I have serious lifting restriction from my Cousin/Neurosurgeon who treats my back every couple years when it goes out. So lifting a full carboy in order to rack into primary for degassing is out of the question. As you can see in the picture I even rack from the juice box into primary. I am thinking about making a pvc gadget (removable cross bar) to insert inside the primary to keep the sides ridged.


----------



## Runningwolf (Dec 11, 2011)

Mike, I think Tony missed out on the buy of the reverse auto siphons that worked off of anti gravity pull. Not evryone can siphon from the floor up to the bench. I bet I know a store in Florida though that would sell you one!


----------



## ibglowin (Dec 11, 2011)

For sure along with a few other questionable things.....


----------



## ibglowin (Dec 11, 2011)

Tony,

You need to keep a strong neighbor kid "on call" to lift that kit up and then just use the gravity siphon. You have already had one failure!


----------



## tonyt (Dec 11, 2011)

Flem said:


> I'm just curious as to why you wouldn't just use an auto siphon? I do it all the time to transfer for degassing.

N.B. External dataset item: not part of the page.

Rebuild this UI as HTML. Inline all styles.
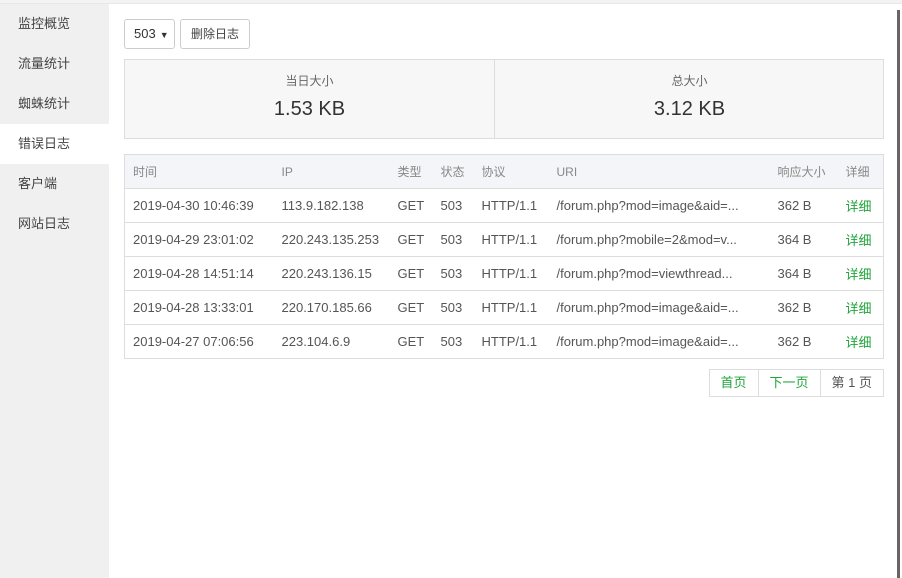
<!DOCTYPE html>
<html><head><meta charset="utf-8"><style>
*{margin:0;padding:0;box-sizing:border-box}
body{width:902px;height:578px;overflow:hidden;background:#fff;font-family:"Liberation Sans","Noto Sans CJK SC",sans-serif;color:#555;font-size:13px;position:relative}
.top{position:absolute;left:0;top:0;width:902px;height:4px;background:#f3f3f3;border-bottom:1px solid #e8e8e8}
.side{position:absolute;left:0;top:4px;width:109px;height:574px;background:#f0f0f0}
.side div{height:40px;line-height:40px;padding-left:18px;font-size:13px;color:#444}
.side .act{background:#fff}
.rb{position:absolute;right:2px;top:10px;width:3px;height:568px;background:#666}
.main{position:absolute;left:124px;top:19px;width:760px}
.sel{position:absolute;left:0;top:0;width:51px;height:30px;border:1px solid #ccc;border-radius:3px;line-height:28px;padding-left:9px;font-size:13px;color:#333}
.sel span{font-size:9px;margin-left:4px}
.btn{position:absolute;left:56px;top:0;width:70px;height:30px;border:1px solid #ccc;border-radius:3px;line-height:28px;text-align:center;font-size:12px;color:#444}
.stats{position:absolute;left:0;top:40px;width:760px;height:80px;background:#f7f7f7;border:1px solid #ddd}
.c{position:absolute;top:0;height:78px;text-align:center}
.c1{left:0;width:370px;border-right:1px solid #ddd}
.c2{left:371px;width:387px}
.l{font-size:12px;color:#666;margin-top:12px}
.v{font-size:20px;color:#333;margin-top:9px}
table{position:absolute;left:0;top:135px;width:760px;border-collapse:collapse;border:1px solid #ddd}
td,th{height:34px;border-bottom:1px solid #ddd;text-align:left;font-weight:normal;font-size:13px;padding-left:8px;white-space:nowrap}
th{background:#f4f5f8;color:#888;font-size:12px}
td{color:#555}
.g{color:#20a53a}
.pg{position:absolute;right:0;top:350px;display:flex;border:1px solid #ddd;height:28px}
.pg div{line-height:26px;padding:0 11px;font-size:13px}
.pg div+div{border-left:1px solid #ddd}
</style></head><body>
<div class="top"></div>
<div class="side">
<div>监控概览</div><div>流量统计</div><div>蜘蛛统计</div><div class="act">错误日志</div><div>客户端</div><div>网站日志</div>
</div>
<div class="rb"></div>
<div class="main">
<div class="sel">503<span>▼</span></div>
<div class="btn">删除日志</div>
<div class="stats"><div class="c c1"><div class="l">当日大小</div><div class="v">1.53 KB</div></div><div class="c c2"><div class="l">总大小</div><div class="v">3.12 KB</div></div></div>
<table>
<tr><th style="width:149px">时间</th><th style="width:116px">IP</th><th style="width:43px">类型</th><th style="width:41px">状态</th><th style="width:75px">协议</th><th style="width:221px">URI</th><th style="width:68px">响应大小</th><th>详细</th></tr>
<tr><td>2019-04-30 10:46:39</td><td>113.9.182.138</td><td>GET</td><td>503</td><td>HTTP/1.1</td><td>/forum.php?mod=image&amp;aid=...</td><td>362 B</td><td class="g">详细</td></tr>
<tr><td>2019-04-29 23:01:02</td><td>220.243.135.253</td><td>GET</td><td>503</td><td>HTTP/1.1</td><td>/forum.php?mobile=2&amp;mod=v...</td><td>364 B</td><td class="g">详细</td></tr>
<tr><td>2019-04-28 14:51:14</td><td>220.243.136.15</td><td>GET</td><td>503</td><td>HTTP/1.1</td><td>/forum.php?mod=viewthread...</td><td>364 B</td><td class="g">详细</td></tr>
<tr><td>2019-04-28 13:33:01</td><td>220.170.185.66</td><td>GET</td><td>503</td><td>HTTP/1.1</td><td>/forum.php?mod=image&amp;aid=...</td><td>362 B</td><td class="g">详细</td></tr>
<tr><td>2019-04-27 07:06:56</td><td>223.104.6.9</td><td>GET</td><td>503</td><td>HTTP/1.1</td><td>/forum.php?mod=image&amp;aid=...</td><td>362 B</td><td class="g">详细</td></tr>
</table>
<div class="pg"><div class="g">首页</div><div class="g">下一页</div><div>第 1 页</div></div>
</div>
</body></html>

I keep all my carboys on the floor and rack from floor level to floor level for degassing, no gravity. I bottle from bench level but have to vacuum rack up to that level, I usually bottle from a primary since I never have an empty glass carboy. I guess I need to keep a glass carboy just for bottling. But every time I have an empty one I start a new kit.


----------



## tonyt (Dec 11, 2011)

Runningwolf said:


> I bet I know a store in Florida though that would sell you one!


Thanks Dan, but I don't shop there.


----------



## Wade E (Dec 11, 2011)

"I guess I need to keep a glass carboy just for bottling. But every time I have an empty one I start a new kit." hehehehe, I used to have that problem a lot!!!!!


----------